RIVERWALKER is my second book.
Q: What was the name of your very first book regardless of whether it was published or not and, if not published, why?
My first book was titled BRANDISHING.
Q: For your first published book, how many rejections did you go through before you either found a mainstream publisher, self-published it, or paid a vanity press to publish it?
There were many rejections, exact number not known, over a period of several years.
Q: How did the rejections make you feel and what did you do to overcome the blows?
Rejection in any form is usually not pleasant; on the other hand, I persevered because of the faith I had in my work.
Q: When your first book was published, who published it and why did you choose them?
The first book was also published as an e-book on Amazon Kindle; they had a good reputation. It was also widely known that many mainstream publishers and bookstores were closing down, and that the e-book industry, at the same time, was dramatically on the rise.
Q: How did it make you feel to become published for the first time and how did you celebrate?
The feeling was akin to having successfully finished a very, very long journey.
Q: What was the first thing you did as for as promotion when you were published for the first time?
Since the first publication was of the true-crime genre involving the CHP, I sent a mass mailing to law enforcement offices throughout the state of California.
Q: If you had to do it over again, would you have chosen another route to be published?
If there were a shorter route, yes.
Q: Have you been published since then and how have you grown as an author?
With RIVERWALKER being a work of fiction, the growth has been in terms of a greater range of creativity.
Q: Looking back since the early days when you were trying to get published, what do you think you could have done differently to speed things up? What kind of mistakes could you have avoided?
We didn’t use the Box system until the very end; wish we had had it all along. It would’ve decreased the back-and-forth considerably.
Q: What has been the biggest accomplishment you have achieved since becoming published?
More confidence in my writing.
Q: If you could have chosen another profession, what would that profession be?
My work now is in writing and art.
Q: Would you give up being an author for that profession or have you combined the best of both worlds?
It is, indeed, a fusion of the two worlds. In many ways, they are one and the same, i.e., you can paint with words and write with color.

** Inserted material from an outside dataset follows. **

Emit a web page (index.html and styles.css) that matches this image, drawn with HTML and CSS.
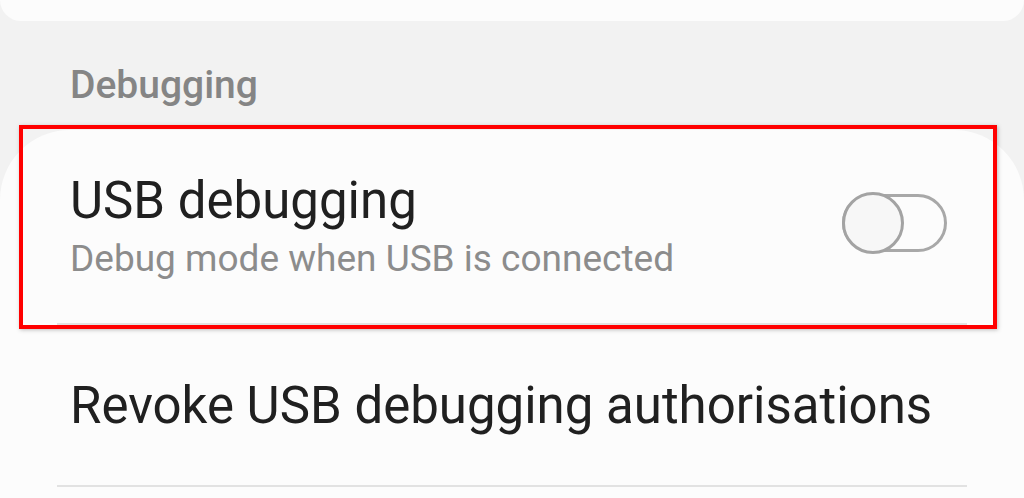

Q: How do you see yourself in ten years?
Ten years better than I am now, although I hope the gray hair and wrinkles won’t manifest too seriously in the work.
Q: Any final words for writers who dream of being published one day?

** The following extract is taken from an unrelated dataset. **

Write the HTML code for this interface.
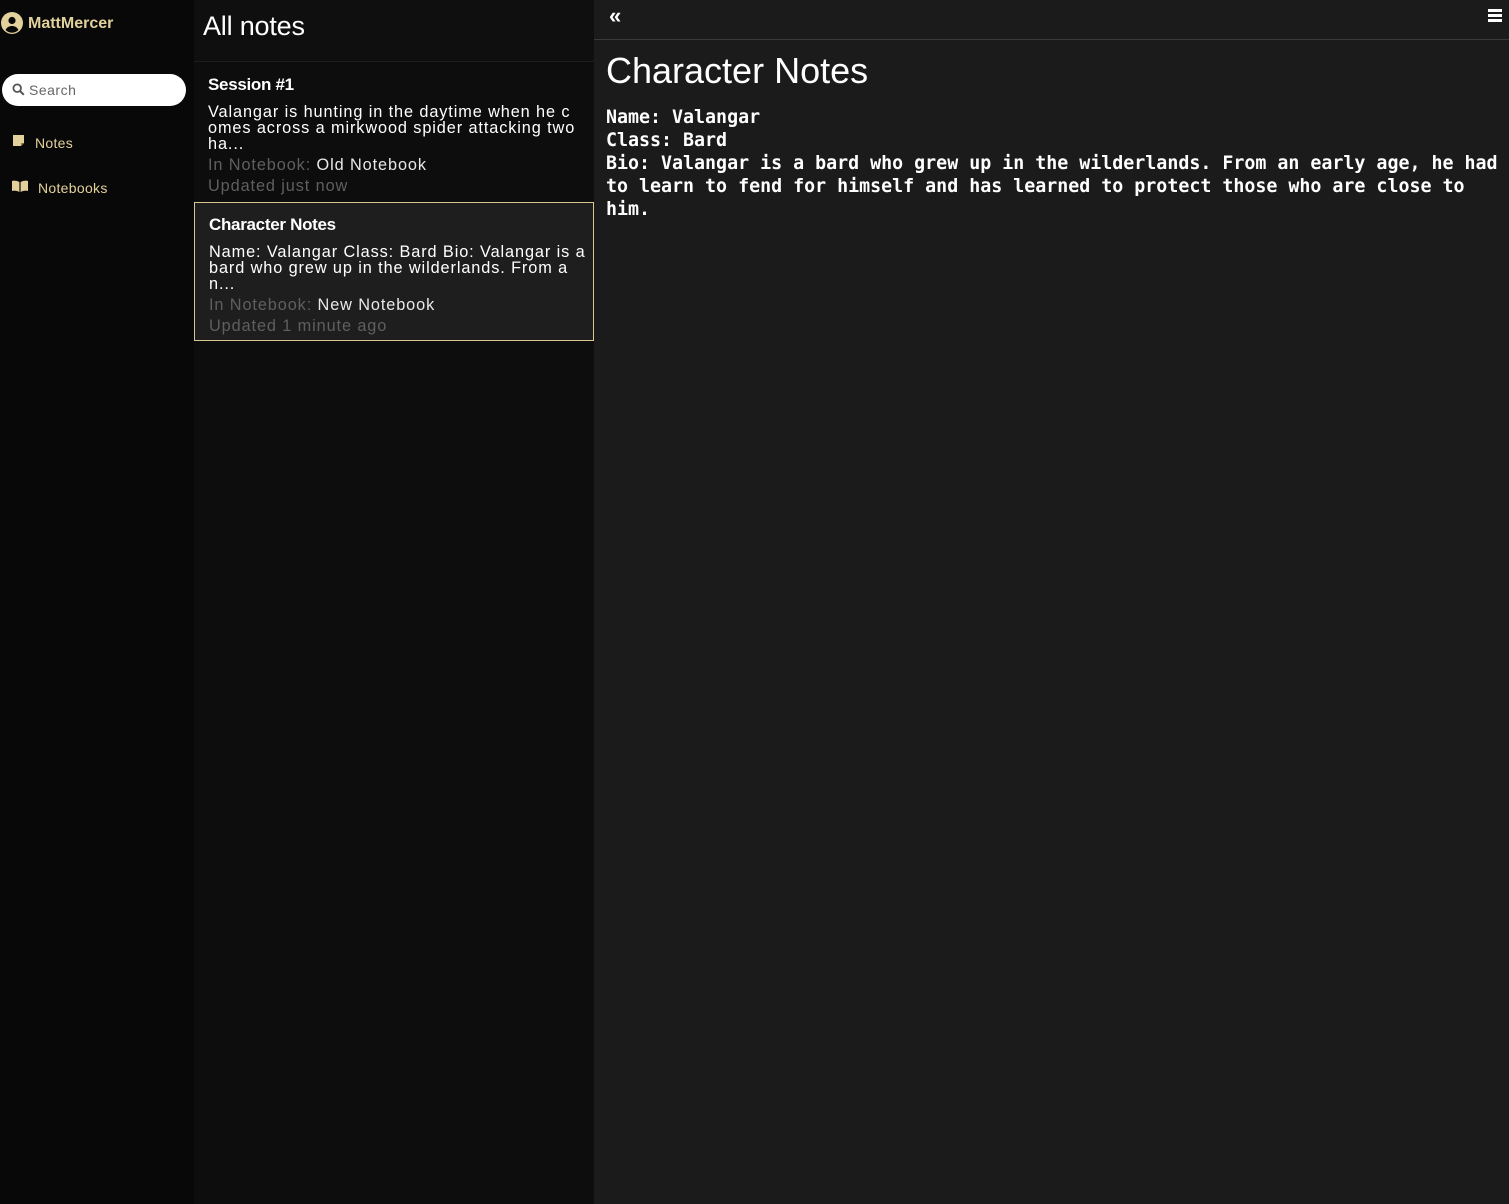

Never listen to those who tell you that you can’t do it or that you’ll never succeed; those people are almost always projecting their own limitations and failures. Have confidence and faith in your own capabilities, that unique, creative spark within you. At the same time, however, be willing to learn and grow.

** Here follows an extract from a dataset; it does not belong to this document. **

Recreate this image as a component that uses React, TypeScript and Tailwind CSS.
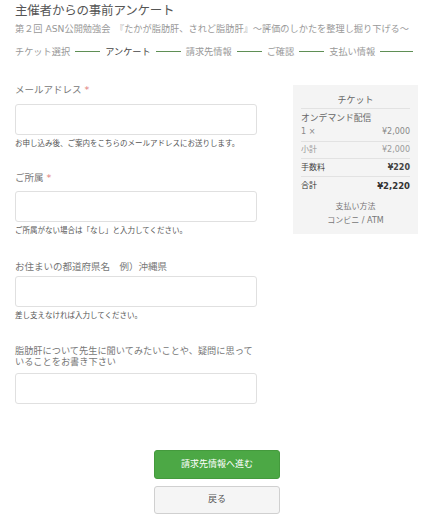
import React from 'react'

const font = { fontFamily: '"DejaVu Sans", "Noto Sans CJK JP", sans-serif' }

function Field({
  label,
  required,
  help,
  className,
  labelClass,
  inputClass,
}: {
  label: React.ReactNode
  required?: boolean
  help?: string
  className?: string
  labelClass?: string
  inputClass?: string
}) {
  return (
    <div className={className}>
      <div className={`text-[#777] ${labelClass ?? 'text-[9.5px] leading-[12px]'}`}>
        {label}
        {required && <span className="ml-[3px] text-[#e07a7a]">*</span>}
      </div>
      <div className={`h-[31px] w-full rounded-[3px] border border-[#e0e0e0] bg-white ${inputClass ?? ''}`} />
      {help && <div className="mt-[4px] text-[7.5px] leading-[10px] text-[#555]">{help}</div>}
    </div>
  )
}

function Step({ label, active }: { label: string; active?: boolean }) {
  return <span className={active ? 'text-[#444]' : 'text-[#999]'}>{label}</span>
}

function Line({ grow }: { grow?: boolean }) {
  return <span className={`h-px bg-[#5f8f55] ${grow ? 'flex-1' : 'w-[25px]'}`} />
}

export default function App() {
  return (
    <div className="min-h-[520px] w-[428px] bg-white text-[#666]" style={font}>
      {/* header */}
      <div className="px-[15px] pt-[4px]">
        <h1 className="text-[12.5px] font-normal leading-[14px] tracking-[-0.2px] text-[#555]">主催者からの事前アンケート</h1>
        <p className="mt-[5px] text-[9.2px] leading-[11px] text-[#999]">
          第２回 ASN公開勉強会　『たかが脂肪肝、されど脂肪肝』～評価のしかたを整理し掘り下げる～
        </p>
        <div className="mt-[12px] flex items-center gap-[5px] text-[9.2px] leading-[11px]">
          <Step label="チケット選択" />
          <Line />
          <Step label="アンケート" active />
          <Line />
          <Step label="請求先情報" />
          <Line />
          <Step label="ご確認" />
          <Line />
          <Step label="支払い情報" />
          <Line grow />
        </div>
      </div>

      {/* body */}
      <div className="mt-[27px] flex pl-[15px]">
        <div className="w-[242px]">
          <Field
            label="メールアドレス"
            required
            help="お申し込み後、ご案内をこちらのメールアドレスにお送りします。"
            inputClass="mt-[8px] h-[30px]"
          />
          <Field
            className="mt-[23px]"
            label="ご所属"
            required
            help="ご所属がない場合は「なし」と入力してください。"
            inputClass="mt-[7px]"
          />
          <Field
            className="mt-[25px]"
            label="お住まいの都道府県名　例）沖縄県"
            help="差し支えなければ入力してください。"
            inputClass="mt-[3px]"
          />
          <Field
            className="mt-[24px]"
            label={
              <>
                脂肪肝について先生に聞いてみたいことや、疑問に思って
                <br />
                いることをお書き下さい
              </>
            }
            labelClass="text-[9.2px] leading-[11px] whitespace-nowrap"
            inputClass="mt-[6px]"
          />
        </div>

        {/* summary */}
        <div className="ml-[36px] mt-[1px] h-fit w-[125px] bg-[#f4f4f4] px-[8px] pb-[7px] pt-[9px] text-[8px] leading-[12px] text-[#666]">
          <div className="border-b border-[#e2e2e2] pb-[2px] text-center text-[9px]">チケット</div>
          <div className="border-b border-[#e2e2e2] pb-[3px] pt-[3px]">
            <div className="text-[8.8px] text-[#666]">オンデマンド配信</div>
            <div className="mt-[2px] flex justify-between text-[#888]">
              <span>1 ×</span>
              <span>¥2,000</span>
            </div>
          </div>
          <div className="flex justify-between border-b border-[#e2e2e2] pb-[2px] pt-[2px] text-[#999]">
            <span>小計</span>
            <span>¥2,000</span>
          </div>
          <div className="flex justify-between border-b border-[#e2e2e2] pb-[2px] pt-[3px] text-[#444]">
            <span>手数料</span>
            <span className="font-bold">¥220</span>
          </div>
          <div className="flex justify-between pt-[3px] text-[#333]">
            <span>合計</span>
            <span className="text-[8.5px] font-bold">¥2,220</span>
          </div>
          <div className="mt-[9px] text-center text-[#777]">支払い方法</div>
          <div className="mt-[2px] text-center text-[#777]">コンビニ / ATM</div>
        </div>
      </div>

      {/* actions */}
      <div className="mt-[46px] flex flex-col items-center pl-[6px]">
        <button className="h-[29px] w-[126px] rounded-[3px] border border-[#449a3d] bg-[#4ca845] text-[9px] text-white">
          請求先情報へ進む
        </button>
        <button className="mt-[7px] h-[28px] w-[126px] rounded-[3px] border border-[#d0d0d0] bg-[#f5f5f5] text-[9px] text-[#555]">
          戻る
        </button>
      </div>
    </div>
  )
}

RIVERWALKER features the character debut of San Antonio PD veteran detective Gifford Holloway, a former Special Agent with Army Intelligence. Holloway is in pursuit of the most despicable of criminals, a savage murderer who victimizes children and dumps their remains in the water and along the banks of San Antonio’s beautiful and world-renowned Riverwalk attraction.
Frustrated at the lack of progress on the case and spurred on by an encounter with the mysterious Madame Candelaria, a local psychic, Holloway contemplates calling upon his special gift of “seeing”, though officially off-limits within the SAPD, to help solve the case and end the terror. Along the way, Holloway finds an ally in the capable and sensuous newspaper reporter, Salma Veramendi, who carries her own history of abuse
On the bend of the river looms Adler’s Antiques, a historical landmark owned and operated by Wolff Adler, a drug-pumping psychopath descended from a familial line of predators dating back to post-World War I Germany. Himself a victim of horrendous child abuse, Adler is the offspring of a Nazi father and a Mexican bruja, a witch who practiced the “old” religion. Operating from deep within his secret lair beneath the Alamo, San Antonio’s most recognizable and sacred shrine, Adler assumes the guise of Tlaloc, Aztec god of storm, thunder, and … child sacrifice. Adler’s demonic reign of terror, acting upon a distorted internal belief system – a synthesis of Norse mythology and ancient Aztec practices – has a stranglehold on the residents of San Antonio. Wolff Adler has become the RiverWalker.
When his own daughter is suddenly abducted, Holloway pulls out all the stops and, with Salma by his side, closes in on the killer in a gripping climax.